* TASK PROMPT
Take the lines from the top down to and including the one with "MdMessage, MdShare, MdThumbUp" and repeat them exactly. Omit images.

* COLLECTED MATERIAL

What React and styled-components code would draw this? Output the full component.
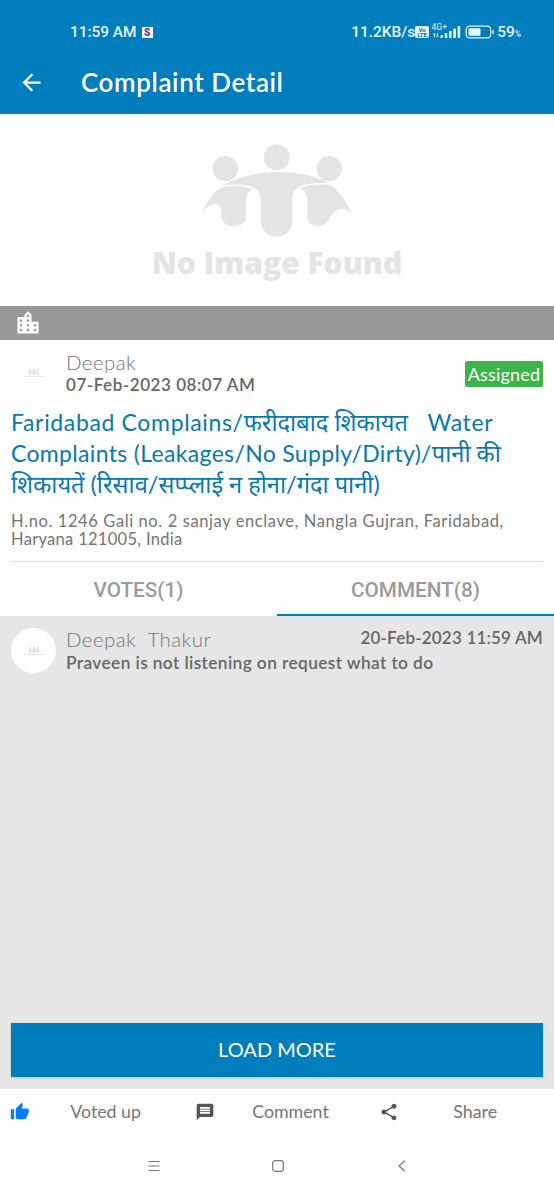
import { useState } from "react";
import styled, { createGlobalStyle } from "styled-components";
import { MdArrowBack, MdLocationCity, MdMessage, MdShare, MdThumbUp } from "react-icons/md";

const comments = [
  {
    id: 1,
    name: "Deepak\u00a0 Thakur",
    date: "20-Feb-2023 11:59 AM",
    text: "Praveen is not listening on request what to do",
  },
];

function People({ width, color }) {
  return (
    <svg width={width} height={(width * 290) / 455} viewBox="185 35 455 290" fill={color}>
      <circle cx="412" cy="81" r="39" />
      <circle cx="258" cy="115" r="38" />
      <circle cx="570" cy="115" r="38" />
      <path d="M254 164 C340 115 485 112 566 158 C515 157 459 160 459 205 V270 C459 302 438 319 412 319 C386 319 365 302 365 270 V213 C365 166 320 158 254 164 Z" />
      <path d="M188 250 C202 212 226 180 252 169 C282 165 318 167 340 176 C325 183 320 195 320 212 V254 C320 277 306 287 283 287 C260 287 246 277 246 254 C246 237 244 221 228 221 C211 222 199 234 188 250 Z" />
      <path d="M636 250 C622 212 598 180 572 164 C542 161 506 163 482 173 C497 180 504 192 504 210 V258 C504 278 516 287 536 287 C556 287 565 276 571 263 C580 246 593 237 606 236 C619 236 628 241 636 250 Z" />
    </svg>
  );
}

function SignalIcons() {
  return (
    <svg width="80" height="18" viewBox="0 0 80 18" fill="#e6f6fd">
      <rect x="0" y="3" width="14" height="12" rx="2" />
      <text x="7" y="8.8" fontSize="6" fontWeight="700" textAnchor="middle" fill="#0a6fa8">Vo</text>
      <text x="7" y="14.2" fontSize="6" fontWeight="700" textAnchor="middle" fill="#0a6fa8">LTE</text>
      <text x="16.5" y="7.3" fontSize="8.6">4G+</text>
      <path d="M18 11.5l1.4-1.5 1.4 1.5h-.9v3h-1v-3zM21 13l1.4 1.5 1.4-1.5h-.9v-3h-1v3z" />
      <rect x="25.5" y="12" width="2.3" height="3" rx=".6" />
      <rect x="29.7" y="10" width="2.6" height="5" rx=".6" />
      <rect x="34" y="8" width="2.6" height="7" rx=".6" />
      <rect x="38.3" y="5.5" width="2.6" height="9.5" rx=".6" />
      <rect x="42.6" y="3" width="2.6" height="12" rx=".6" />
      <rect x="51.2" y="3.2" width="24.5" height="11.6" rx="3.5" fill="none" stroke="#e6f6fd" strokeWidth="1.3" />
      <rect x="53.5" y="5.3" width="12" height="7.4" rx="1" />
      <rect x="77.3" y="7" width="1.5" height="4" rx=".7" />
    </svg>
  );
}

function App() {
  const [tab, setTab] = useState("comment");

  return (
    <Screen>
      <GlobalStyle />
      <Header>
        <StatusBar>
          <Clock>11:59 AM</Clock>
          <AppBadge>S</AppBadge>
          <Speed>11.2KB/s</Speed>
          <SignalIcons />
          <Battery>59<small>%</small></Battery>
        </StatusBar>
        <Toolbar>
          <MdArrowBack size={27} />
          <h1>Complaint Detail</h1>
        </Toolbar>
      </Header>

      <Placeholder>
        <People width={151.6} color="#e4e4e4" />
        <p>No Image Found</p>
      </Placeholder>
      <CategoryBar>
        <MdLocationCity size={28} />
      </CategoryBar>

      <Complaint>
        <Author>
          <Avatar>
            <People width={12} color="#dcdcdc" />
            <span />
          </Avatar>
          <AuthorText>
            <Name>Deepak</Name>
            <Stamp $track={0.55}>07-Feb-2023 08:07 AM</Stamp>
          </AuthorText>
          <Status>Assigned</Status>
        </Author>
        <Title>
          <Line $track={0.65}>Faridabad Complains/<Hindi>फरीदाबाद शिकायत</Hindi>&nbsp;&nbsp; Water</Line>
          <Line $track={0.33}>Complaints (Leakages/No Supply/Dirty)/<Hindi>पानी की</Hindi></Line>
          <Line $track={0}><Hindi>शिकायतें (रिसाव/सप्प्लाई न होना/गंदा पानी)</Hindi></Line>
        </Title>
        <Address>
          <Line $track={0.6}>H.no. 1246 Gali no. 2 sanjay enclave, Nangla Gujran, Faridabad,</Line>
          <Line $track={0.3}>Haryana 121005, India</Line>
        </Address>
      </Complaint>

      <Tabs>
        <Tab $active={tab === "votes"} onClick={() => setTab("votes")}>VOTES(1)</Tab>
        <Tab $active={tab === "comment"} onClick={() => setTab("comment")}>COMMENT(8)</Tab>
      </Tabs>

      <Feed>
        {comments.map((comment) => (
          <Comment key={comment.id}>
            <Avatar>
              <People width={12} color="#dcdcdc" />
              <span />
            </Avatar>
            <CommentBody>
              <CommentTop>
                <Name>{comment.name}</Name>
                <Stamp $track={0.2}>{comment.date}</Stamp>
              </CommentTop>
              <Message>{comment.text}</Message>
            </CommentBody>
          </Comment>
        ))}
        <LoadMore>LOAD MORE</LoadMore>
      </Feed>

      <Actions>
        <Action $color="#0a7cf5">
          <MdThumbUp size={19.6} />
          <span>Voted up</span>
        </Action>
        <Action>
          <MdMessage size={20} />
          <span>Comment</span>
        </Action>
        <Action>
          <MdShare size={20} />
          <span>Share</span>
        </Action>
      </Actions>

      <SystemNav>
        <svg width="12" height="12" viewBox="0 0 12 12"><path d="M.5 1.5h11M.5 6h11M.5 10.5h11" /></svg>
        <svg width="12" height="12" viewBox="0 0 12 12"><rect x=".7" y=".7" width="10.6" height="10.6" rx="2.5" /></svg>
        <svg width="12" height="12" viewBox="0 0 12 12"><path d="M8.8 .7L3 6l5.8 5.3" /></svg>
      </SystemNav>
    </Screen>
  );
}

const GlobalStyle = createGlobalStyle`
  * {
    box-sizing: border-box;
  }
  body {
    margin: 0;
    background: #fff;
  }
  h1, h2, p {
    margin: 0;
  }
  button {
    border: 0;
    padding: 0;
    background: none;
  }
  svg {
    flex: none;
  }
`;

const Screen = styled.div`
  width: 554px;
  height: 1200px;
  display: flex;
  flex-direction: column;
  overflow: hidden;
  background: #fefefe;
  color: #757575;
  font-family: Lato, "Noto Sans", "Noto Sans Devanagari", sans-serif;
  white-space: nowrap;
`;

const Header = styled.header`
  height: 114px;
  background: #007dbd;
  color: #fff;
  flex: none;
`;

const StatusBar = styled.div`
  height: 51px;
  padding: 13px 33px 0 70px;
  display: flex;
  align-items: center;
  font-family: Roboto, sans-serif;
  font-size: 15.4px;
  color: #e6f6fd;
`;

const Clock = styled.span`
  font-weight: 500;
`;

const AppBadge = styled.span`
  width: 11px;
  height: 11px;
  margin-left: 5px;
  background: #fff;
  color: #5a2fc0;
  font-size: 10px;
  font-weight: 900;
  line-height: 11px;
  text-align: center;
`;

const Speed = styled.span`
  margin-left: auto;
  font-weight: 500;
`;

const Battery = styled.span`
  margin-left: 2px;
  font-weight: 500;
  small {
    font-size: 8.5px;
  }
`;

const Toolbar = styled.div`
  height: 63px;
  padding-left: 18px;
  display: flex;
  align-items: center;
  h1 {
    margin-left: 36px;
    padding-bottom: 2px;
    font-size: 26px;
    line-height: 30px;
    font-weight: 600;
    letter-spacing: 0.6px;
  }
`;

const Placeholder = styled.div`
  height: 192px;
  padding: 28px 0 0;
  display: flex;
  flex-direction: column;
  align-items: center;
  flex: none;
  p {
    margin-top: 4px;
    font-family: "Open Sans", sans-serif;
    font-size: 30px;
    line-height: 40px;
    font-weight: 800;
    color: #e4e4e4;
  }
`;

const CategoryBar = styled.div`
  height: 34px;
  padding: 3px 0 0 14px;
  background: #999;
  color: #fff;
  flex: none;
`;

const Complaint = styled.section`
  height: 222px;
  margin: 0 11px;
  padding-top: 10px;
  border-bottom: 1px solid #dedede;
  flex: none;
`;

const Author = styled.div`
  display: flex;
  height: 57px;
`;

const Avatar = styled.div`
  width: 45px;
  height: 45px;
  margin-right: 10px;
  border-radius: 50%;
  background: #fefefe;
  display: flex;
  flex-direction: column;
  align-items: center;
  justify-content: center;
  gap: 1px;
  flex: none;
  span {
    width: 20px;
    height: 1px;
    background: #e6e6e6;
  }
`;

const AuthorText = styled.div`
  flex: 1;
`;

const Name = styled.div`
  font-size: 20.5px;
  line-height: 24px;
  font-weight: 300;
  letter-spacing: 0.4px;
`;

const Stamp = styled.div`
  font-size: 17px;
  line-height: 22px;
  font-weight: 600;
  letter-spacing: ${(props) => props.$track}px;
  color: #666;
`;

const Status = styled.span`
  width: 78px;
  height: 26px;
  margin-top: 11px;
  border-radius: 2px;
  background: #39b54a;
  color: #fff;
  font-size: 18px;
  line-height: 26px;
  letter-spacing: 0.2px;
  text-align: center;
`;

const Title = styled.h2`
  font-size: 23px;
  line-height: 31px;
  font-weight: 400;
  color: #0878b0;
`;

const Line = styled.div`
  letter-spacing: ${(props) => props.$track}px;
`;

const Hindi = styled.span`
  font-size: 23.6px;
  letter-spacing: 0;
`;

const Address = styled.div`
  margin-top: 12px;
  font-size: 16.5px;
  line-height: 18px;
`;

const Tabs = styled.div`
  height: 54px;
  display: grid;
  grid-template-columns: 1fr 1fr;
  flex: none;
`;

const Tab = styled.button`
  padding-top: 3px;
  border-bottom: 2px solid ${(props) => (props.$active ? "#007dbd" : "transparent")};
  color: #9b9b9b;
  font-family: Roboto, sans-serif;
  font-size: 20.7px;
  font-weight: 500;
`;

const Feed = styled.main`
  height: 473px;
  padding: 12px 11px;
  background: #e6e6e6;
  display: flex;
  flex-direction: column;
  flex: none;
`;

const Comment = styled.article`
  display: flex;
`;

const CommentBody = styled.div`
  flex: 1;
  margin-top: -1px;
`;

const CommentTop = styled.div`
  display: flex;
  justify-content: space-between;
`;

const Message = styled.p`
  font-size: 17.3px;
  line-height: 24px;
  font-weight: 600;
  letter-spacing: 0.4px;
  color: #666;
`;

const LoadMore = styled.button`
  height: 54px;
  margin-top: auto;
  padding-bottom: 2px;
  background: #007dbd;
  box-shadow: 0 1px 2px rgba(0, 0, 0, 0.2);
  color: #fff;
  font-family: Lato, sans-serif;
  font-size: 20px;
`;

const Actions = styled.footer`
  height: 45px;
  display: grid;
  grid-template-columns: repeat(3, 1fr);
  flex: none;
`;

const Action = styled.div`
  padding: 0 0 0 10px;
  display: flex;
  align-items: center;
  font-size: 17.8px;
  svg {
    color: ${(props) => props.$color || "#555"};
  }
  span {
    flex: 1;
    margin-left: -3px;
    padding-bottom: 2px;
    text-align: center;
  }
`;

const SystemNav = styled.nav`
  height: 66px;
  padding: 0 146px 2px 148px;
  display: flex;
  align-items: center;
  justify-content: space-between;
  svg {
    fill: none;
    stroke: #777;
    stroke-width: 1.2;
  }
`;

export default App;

* EXERCISE RESULT
What React and styled-components code would draw this? Output the full component.
import { useState } from "react";
import styled, { createGlobalStyle } from "styled-components";
import { MdArrowBack, MdLocationCity, MdMessage, MdShare, MdThumbUp } from "react-icons/md";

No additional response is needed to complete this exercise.